When I compared two proposals for the same 3030, Vendor A offered a 2‑year service contract for $18,000. Vendor B's base price was $8,000 lower – but service was $36,000 for two years. That's a $10,000 difference in favor of Vendor A once you calculate TCO.

Here's something they won't tell you: first quotes usually have a 10‑15% margin built into service. You can negotiate that down, especially if you commit to multi‑year. I've saved $5,000 on a 3‑year contract just by asking for a discount on the second and third year.

Checkpoint for Step 5

☐ Compare at least two service contract options (per‑call vs. annual).
☐ Negotiate multi‑year pricing before signing.


Common Mistakes to Avoid

  • Forgetting about tooling: Trumpf machines need specific nozzles, lenses, and protective windows.
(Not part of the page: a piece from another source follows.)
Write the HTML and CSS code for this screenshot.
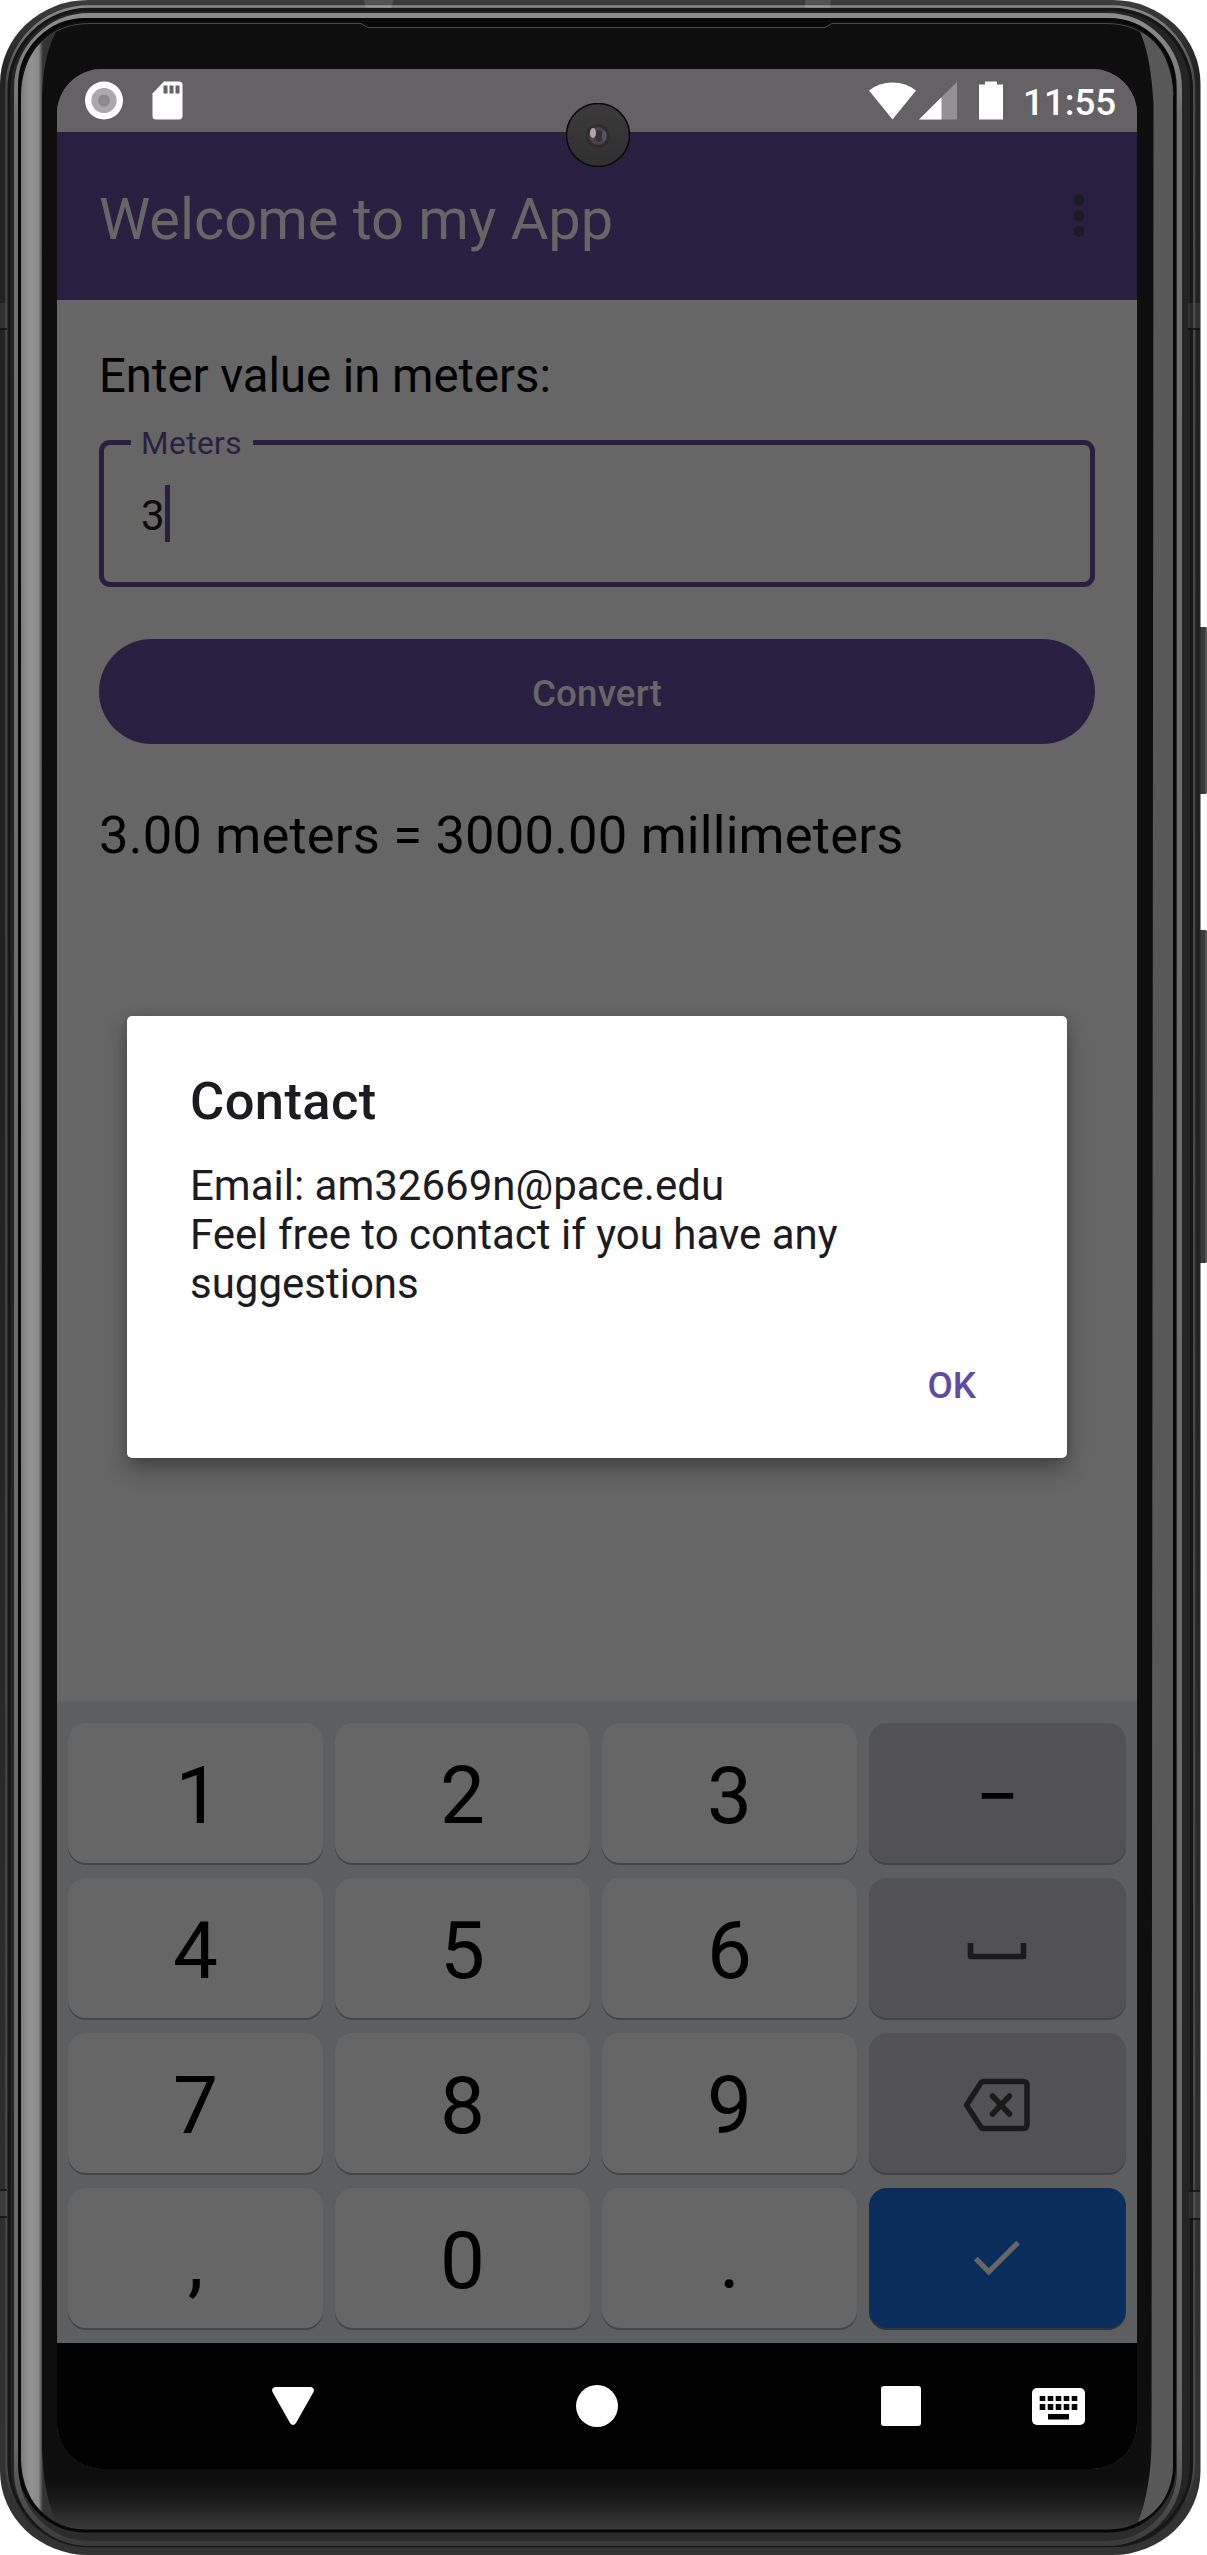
FILE: index.html
```html
<!DOCTYPE html>
<html lang="en">
<head>
<meta charset="utf-8">
<title>Welcome to my App</title>
<link rel="stylesheet" href="styles.css">
</head>
<body>
<div class="phone">
  <svg class="frame" viewBox="0 0 1207 2555" aria-hidden="true">
    <defs>
      <linearGradient id="edge" x1="0" y1="0" x2="0" y2="1"><stop offset="0" stop-color="#3c3c3c"/><stop offset=".03" stop-color="#222"/><stop offset=".4" stop-color="#202020"/><stop offset="1" stop-color="#333"/></linearGradient>
      <linearGradient id="ridge" x1="0" y1="0" x2="0" y2="1"><stop offset="0" stop-color="#8a8a8a"/><stop offset=".03" stop-color="#484848"/><stop offset=".97" stop-color="#484848"/><stop offset="1" stop-color="#161616"/></linearGradient>
      <linearGradient id="rim" x1="0" y1="0" x2="0" y2="1"><stop offset="0" stop-color="#8c8c8c"/><stop offset=".04" stop-color="#707070"/><stop offset=".96" stop-color="#686868"/><stop offset="1" stop-color="#3a3a3a"/></linearGradient>
      <linearGradient id="glass" x1="0" y1="22" x2="0" y2="2530" gradientUnits="userSpaceOnUse"><stop offset="0" stop-color="#0e0e0e"/><stop offset=".979" stop-color="#0e0e0e"/><stop offset=".988" stop-color="#191919"/><stop offset="1" stop-color="#3b3b3b"/></linearGradient>
      <linearGradient id="left" x1="21" y1="0" x2="43" y2="0" gradientUnits="userSpaceOnUse"><stop offset="0" stop-color="#7c7c7c"/><stop offset=".4" stop-color="#929292"/><stop offset=".8" stop-color="#8a8a8a"/><stop offset="1" stop-color="#333"/></linearGradient>
      <linearGradient id="lens" x1="0" y1="0" x2="0" y2="1"><stop offset="0" stop-color="#3a3a3a"/><stop offset="1" stop-color="#303030"/></linearGradient>
    </defs>
    <rect x="1195" y="627" width="12" height="167" rx="2" fill="#3a3a3a"/>
    <rect x="1195" y="930" width="12" height="333" rx="2" fill="#3a3a3a"/>
    <path d="M1206 629V792M1206 932V1261" stroke="#777"/>
    <rect width="1200.5" height="2555" rx="88" ry="84" fill="url(#edge)"/>
    <rect x="6.500" y="6.500" width="1187.500" height="2539.500" rx="82" fill="#242424" stroke="url(#ridge)" stroke-width="2.500"/>
    <rect x="9" y="9.500" width="1182.500" height="2535" rx="80" fill="none" stroke="#161616" stroke-width="3"/>
    <rect x="16.500" y="15.500" width="1163" height="2528" rx="73" fill="#2c2c2c" stroke="url(#rim)" stroke-width="5"/>
    <rect x="19.500" y="19.500" width="1155" height="2511.500" rx="66" fill="url(#glass)" stroke="#070707" stroke-width="3"/>
    <path d="M22 95C23 52 48 23.500 90 23.500H361L368 27.500H825L832 23.500H1106C1148 23.500 1171 52 1173 95" fill="none" stroke="#4a4a4a"/>
    <path d="M363 22H829L823 26.500H370Z" fill="#070707"/>
    <path d="M56 32C36 41 22 63 21 95V2460C22 2490 36 2512 56 2521C46 2500 42 2470 42 2440V105C42 75 46 50 56 32Z" fill="url(#left)"/>
    <path d="M1140 32C1160 41 1172 63 1173 95V2465C1173 2490 1160 2513 1138 2522C1147 2500 1151.500 2470 1151.500 2440L1153.500 105C1152 75 1148 50 1140 32Z" fill="#585858"/>
    <path d="M364 0H394L391 8H366ZM805 0H831L830 8H805Z" fill="#fff" fill-opacity=".12"/>
    <path d="M0 303H7V328H0ZM1188 303H1200V328H1188ZM0 2190H7V2217H0ZM1189 2191H1200V2219H1189Z" fill="#555" fill-opacity=".3"/>
    <path d="M0 329H7M1188 329H1200M0 2190H7M0 2217H7M1189 2191H1200M1189 2219H1200" stroke="#101010" stroke-width="1.500"/>
  </svg>

  <div class="screen">
    <header class="status">
      <svg width="38" height="39" viewBox="0 0 38 39"><circle cx="19" cy="19.500" r="19" fill="#fff"/><circle cx="19" cy="19.500" r="12.600" fill="#aba9ab"/><circle cx="19" cy="19.500" r="6" fill="#8c8a8c"/></svg>
      <svg class="sd" width="31" height="39" viewBox="0 0 31 39"><path d="M12 .5H27Q30.500 .5 30.500 4V35Q30.500 38.500 27 38.500H4Q.5 38.500 .5 35V12.500Z" fill="#fff"/><path d="M11.500 4.500H15.500V12.500H11.500ZM17.500 4.500H21.500V12.500H17.500ZM23.500 4.500H27.500V12.500H23.500Z" fill="#656265"/></svg>
      <svg class="wifi" width="47" height="38" viewBox="0 0 47 38"><path d="M0 8.500Q10 .5 23.500 .5T47 8.500L23.500 37.500Z" fill="#fff"/></svg>
      <svg class="signal" width="38" height="38" viewBox="0 0 38 38"><path d="M38 0V37.500H0Z" fill="#949194"/><path d="M22.500 15.300V37.500H0Z" fill="#fff"/></svg>
      <svg class="battery" width="24" height="39" viewBox="0 0 24 39"><path d="M6 .5H18V3.500H24V38.500H0V3.500H6Z" fill="#fff"/></svg>
      <span class="clock">11:55</span>
    </header>

    <div class="appbar">
      <h1>Welcome to my App</h1>
      <svg width="12" height="44" viewBox="0 0 12 44"><g fill="#1c1b1f"><circle cx="6" cy="6" r="5.400"/><circle cx="6" cy="21.800" r="5.400"/><circle cx="6" cy="37.500" r="5.400"/></g></svg>
    </div>

    <main class="content">
      <p class="prompt">Enter value in meters:</p>
      <div class="field"><span class="legend">Meters</span><span class="value">3</span><i class="caret"></i></div>
      <button class="convert">Convert</button>
      <p class="result">3.00 meters = 3000.00 millimeters</p>
    </main>

    <div class="keys">
      <span class="key one">1</span><span class="key">2</span><span class="key">3</span><span class="key alt minus">−</span>
      <span class="key">4</span><span class="key">5</span><span class="key">6</span>
      <span class="key alt"><svg width="60" height="18" viewBox="0 0 60 18"><path d="M3.500 1V14.500H56.500V1" fill="none" stroke="#1a1a1a" stroke-width="5.600" stroke-linejoin="round"/></svg></span>
      <span class="key">7</span><span class="key">8</span><span class="key">9</span>
      <span class="key alt"><svg class="del" width="68" height="54" viewBox="0 0 68 54"><g fill="none" stroke="#1a1a1a" stroke-width="5.500" stroke-linejoin="round" stroke-linecap="round"><path d="M20.500 3.500H60Q64 3.500 64 7.500V46.500Q64 50.500 60 50.500H20.500Q18.500 50.500 17.500 48.500L3.500 27L17.500 5.500Q18.500 3.500 20.500 3.500Z"/><path d="M29.500 18L46.500 36M46.500 18L29.500 36"/></g></svg></span>
      <span class="key">,</span><span class="key">0</span><span class="key">.</span>
      <span class="key enter"><svg width="46" height="36" viewBox="0 0 46 36"><path d="M1.800 18.500L14.800 31.800L44 2.500" fill="none" stroke="#666" stroke-width="5.200"/></svg></span>
    </div>

    <nav class="nav">
      <svg class="back" width="42" height="38" viewBox="0 0 42 38"><path d="M3 0H39Q43 1 41.500 5L24 36Q21 40 18 36L.5 5Q-1 1 3 0Z" fill="#fff"/></svg>
      <svg class="home" width="42" height="42" viewBox="0 0 42 42"><circle cx="21" cy="21" r="21" fill="#fff"/></svg>
      <svg class="recent" width="40" height="40" viewBox="0 0 40 40"><rect width="40" height="40" rx="3" fill="#fff"/></svg>
      <svg class="ime" width="53" height="37" viewBox="0 0 53 37"><rect width="53" height="37" rx="5" fill="#fff"/><path d="M10.500 8V22M18.500 8V22M26.500 8V22M34.500 8V22M42.500 8V22" stroke="#000" stroke-width="5.600"/><path d="M6 14.500H47" stroke="#fff" stroke-width="3"/><path d="M16 26H37V31.500H16Z"/></svg>
    </nav>

    <section class="dialog">
      <h2>Contact</h2>
      <p>Email: am32669n@pace.edu<br>Feel free to contact if you have any suggestions</p>
      <button class="ok">OK</button>
    </section>

    <svg class="camera" width="64" height="64" viewBox="0 0 64 64"><circle cx="32" cy="32" r="31.500" fill="url(#lens)" stroke="#080808" stroke-width="1.500"/><circle cx="32" cy="33" r="12" fill="#2f2c2e"/><circle cx="32" cy="33" r="9" fill="#4c4348"/><ellipse cx="33" cy="33" rx="4" ry="6" fill="#3a3138"/><ellipse cx="27" cy="30" rx="3" ry="5" fill="#b3a5ae"/><ellipse cx="38" cy="33" rx="2" ry="5" fill="#4f5670"/></svg>
  </div>
</div>
</body>
</html>
```
FILE: styles.css
```css
* { box-sizing: border-box; }
body { margin: 0; background: #fff; font-family: Roboto, sans-serif; }
h1, h2, p { margin: 0; font-weight: 400; white-space: nowrap; }
button { border: 0; padding: 0; background: none; font: inherit; display: block; }
svg { display: block; flex: none; }

.phone { position: relative; width: 1207px; height: 2555px; padding: 69px 70px 86px 57px; overflow: hidden; }
.frame { position: absolute; inset: 0; width: 1207px; height: 2555px; }
.screen { position: relative; width: 1080px; height: 2400px; border-radius: 45px; background: #666; display: flex; flex-direction: column; }

.status { height: 63px; flex: none; display: flex; align-items: flex-start; padding: 12px 0 0 28px; background: #656265; border-radius: 45px 45px 0 0; }
.sd { margin-left: 29px; }
.wifi { margin: 1px 0 0 686px; }
.signal { margin: 1px 0 0 3px; }
.battery { margin-left: 22px; }
.clock { margin-left: 20px; font-size: 36.75px; font-weight: 500; line-height: 43px; color: #fff; }

.appbar { height: 168px; flex: none; display: flex; align-items: center; justify-content: space-between; padding: 0 52px 0 42px; background: #292041; }
.appbar h1 { font-size: 57.75px; line-height: 68px; padding-top: 6px; color: #666; }

.content { flex: 1; padding: 48px 42px 0; color: #000; }
.prompt { font-size: 47.25px; line-height: 56px; }
.field { position: relative; height: 147px; margin-top: 36px; border: 5px solid #292041; border-radius: 11px; display: flex; align-items: center; padding: 0 37px; }
.legend { position: absolute; left: 27px; top: -20px; padding: 0 11px 0 10px; font-size: 31.5px; line-height: 38px; letter-spacing: .015em; color: #292041; background: #666; }
.value { font-size: 42px; line-height: 48px; padding-top: 4px; color: #0b0b0c; }
.caret { width: 5px; height: 57px; margin-left: 0; background: #292041; }
.convert { width: 100%; height: 105px; margin-top: 52px; padding-top: 4px; border-radius: 53px; background: #292041; color: #666; font-size: 36.75px; font-weight: 500; letter-spacing: .15px; }
.result { margin-top: 60px; font-size: 52.5px; line-height: 62px; letter-spacing: .17px; }

.keys { flex: none; height: 641px; padding: 21px 11px 0; display: grid; grid-template-columns: 255px 255px 255px 256.500px; grid-auto-rows: 140px; gap: 15px 12px; background: #5c5e60; box-shadow: 0 -2px 3px rgba(0, 0, 0, .06); }
.key { display: flex; align-items: center; justify-content: center; border-radius: 18px; background: #666; box-shadow: 0 2px 0 #444; font-size: 80px; line-height: 94px; padding-top: 5px; color: #000; }
.one { padding-left: 5px; }
.alt { background: #525254; box-shadow: 0 2px 0 #434345; }
.minus { font-size: 77px; padding-top: 7px; }
.del { margin-top: -2px; }
.enter { background: #0a2d5c; box-shadow: 0 2px 0 #333436; }
.enter svg { margin-top: -5px; }

.nav { flex: none; height: 126px; display: flex; align-items: center; padding-left: 215px; background: #000; border-radius: 0 0 45px 45px; }
.home { margin-left: 262px; }
.recent { margin-left: 263px; }
.ime { margin-left: 111px; }

.dialog { position: absolute; left: 70px; top: 947px; width: 940px; height: 442px; padding: 54px 63px; border-radius: 5px; background: #fff; color: #1c1b1f; box-shadow: 0 12px 22px rgba(0, 0, 0, .3), 0 0 10px rgba(0, 0, 0, .15); }
.dialog h2 { font-size: 52.5px; line-height: 62px; font-weight: 500; letter-spacing: .4px; }
.dialog p { margin-top: 29px; font-size: 42px; line-height: 49px; white-space: normal; }
.ok { margin: 56px 28px 0 auto; font-size: 36.75px; line-height: 44px; font-weight: 500; color: #5f4ba0; }

.camera { position: absolute; left: 509px; top: 34px; }
```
That's an ongoing cost.
  • Ignoring the timeline: If you need the laser running in 8 weeks but the Trumpf lead time is 12, rush fees or temporary printing solutions (pad printing machine rentals) will add 15–20%.
  • Assuming one price fits all: The number you see on a third‑party website isn't the real price. Always get a formal quote from an authorized Trumpf distributor.

As of January 2025, these are the practices I've used to keep our capital equipment budget under control. Prices change, so verify current rates with your local Trumpf office.